Note, obviously, that any change of the mappings within an ASID
(e.g. to re-use it for another memory domain, or just for any runtime
mapping change other than mapping previously-unmapped pages) still
requires a TLB flush, and always will.

## SMP/Cache Interaction

A final important note is that the hardware PTE refill fetch works
like any other CPU memory access, and in particular it is governed by
the cacheability attributes of the TLB entry through which it was
loaded.  This means that if the page table entries are marked
cacheable, then the hardware TLB refill process will be downstream of
the L1 data cache on the CPU.  If the physical memory storing page
tables has been accessed recently by the CPU (for a refill of another
page mapped within the same cache line, or to change the tables) then
the refill will be served from the data cache and not main memory.

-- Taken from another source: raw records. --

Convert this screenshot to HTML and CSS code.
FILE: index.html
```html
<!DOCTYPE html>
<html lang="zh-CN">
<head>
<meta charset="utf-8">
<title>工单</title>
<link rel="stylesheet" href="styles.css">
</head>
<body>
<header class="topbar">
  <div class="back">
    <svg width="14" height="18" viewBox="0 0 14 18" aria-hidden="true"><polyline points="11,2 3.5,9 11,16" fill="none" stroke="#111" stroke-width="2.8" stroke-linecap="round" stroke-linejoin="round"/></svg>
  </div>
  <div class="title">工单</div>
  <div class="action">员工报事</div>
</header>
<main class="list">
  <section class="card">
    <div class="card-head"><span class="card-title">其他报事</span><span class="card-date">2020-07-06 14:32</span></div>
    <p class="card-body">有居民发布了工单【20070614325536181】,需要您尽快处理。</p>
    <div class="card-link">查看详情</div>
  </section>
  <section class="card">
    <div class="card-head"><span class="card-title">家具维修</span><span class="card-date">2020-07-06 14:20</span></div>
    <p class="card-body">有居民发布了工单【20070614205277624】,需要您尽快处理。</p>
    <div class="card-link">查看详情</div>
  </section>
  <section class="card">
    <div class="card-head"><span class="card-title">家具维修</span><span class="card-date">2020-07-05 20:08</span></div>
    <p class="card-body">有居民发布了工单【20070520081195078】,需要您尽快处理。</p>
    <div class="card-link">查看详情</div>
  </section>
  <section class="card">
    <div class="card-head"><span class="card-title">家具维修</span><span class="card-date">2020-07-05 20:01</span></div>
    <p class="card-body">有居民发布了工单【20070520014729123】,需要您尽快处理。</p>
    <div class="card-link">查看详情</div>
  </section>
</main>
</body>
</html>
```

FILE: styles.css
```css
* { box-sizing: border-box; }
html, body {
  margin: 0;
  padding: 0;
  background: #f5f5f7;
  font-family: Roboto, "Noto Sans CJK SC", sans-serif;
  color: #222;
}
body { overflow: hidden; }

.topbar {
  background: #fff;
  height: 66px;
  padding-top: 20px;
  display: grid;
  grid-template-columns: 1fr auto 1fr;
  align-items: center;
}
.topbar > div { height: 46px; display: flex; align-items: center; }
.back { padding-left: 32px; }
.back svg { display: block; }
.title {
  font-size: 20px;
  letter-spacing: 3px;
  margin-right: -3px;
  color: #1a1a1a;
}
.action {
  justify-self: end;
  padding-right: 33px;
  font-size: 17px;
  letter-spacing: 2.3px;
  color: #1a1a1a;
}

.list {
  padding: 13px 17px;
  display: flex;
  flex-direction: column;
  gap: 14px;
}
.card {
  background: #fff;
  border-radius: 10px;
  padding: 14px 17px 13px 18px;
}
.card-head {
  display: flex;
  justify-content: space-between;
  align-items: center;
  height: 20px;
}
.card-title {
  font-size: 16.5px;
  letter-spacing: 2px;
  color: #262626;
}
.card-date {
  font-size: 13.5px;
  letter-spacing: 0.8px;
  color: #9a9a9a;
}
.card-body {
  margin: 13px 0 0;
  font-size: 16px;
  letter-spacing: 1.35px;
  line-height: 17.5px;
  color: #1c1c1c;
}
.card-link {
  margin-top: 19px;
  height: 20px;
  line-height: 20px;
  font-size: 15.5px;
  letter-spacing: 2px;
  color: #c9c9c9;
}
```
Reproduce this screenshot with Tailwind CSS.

This may or may not be desirable depending on access patterns.  It
lets the L1 data cache act as a "L2 TLB" for applications with a lot
of access variability.  But it also means that the TLB entries end up
being stored twice in the same CPU, wasting transistors that could
presumably store other useful data.

But it is also important to note that the L1 data cache on Xtensa is
incoherent!  The cache being used for refill reflects the last access
on the current CPU only, and not of the underlying memory being
mapped.  Page table changes in the data cache of one CPU will be
invisible to the data cache of another.  There is no simple way of
notifying another CPU of changes to page mappings beyond doing
system-wide flushes on all cpus every time a memory domain is
modified.

The result is that, when SMP is enabled, Zephyr must ensure that all
page table mappings in the system are set uncached.  The OS makes no
attempt to bolt on a software coherence layer.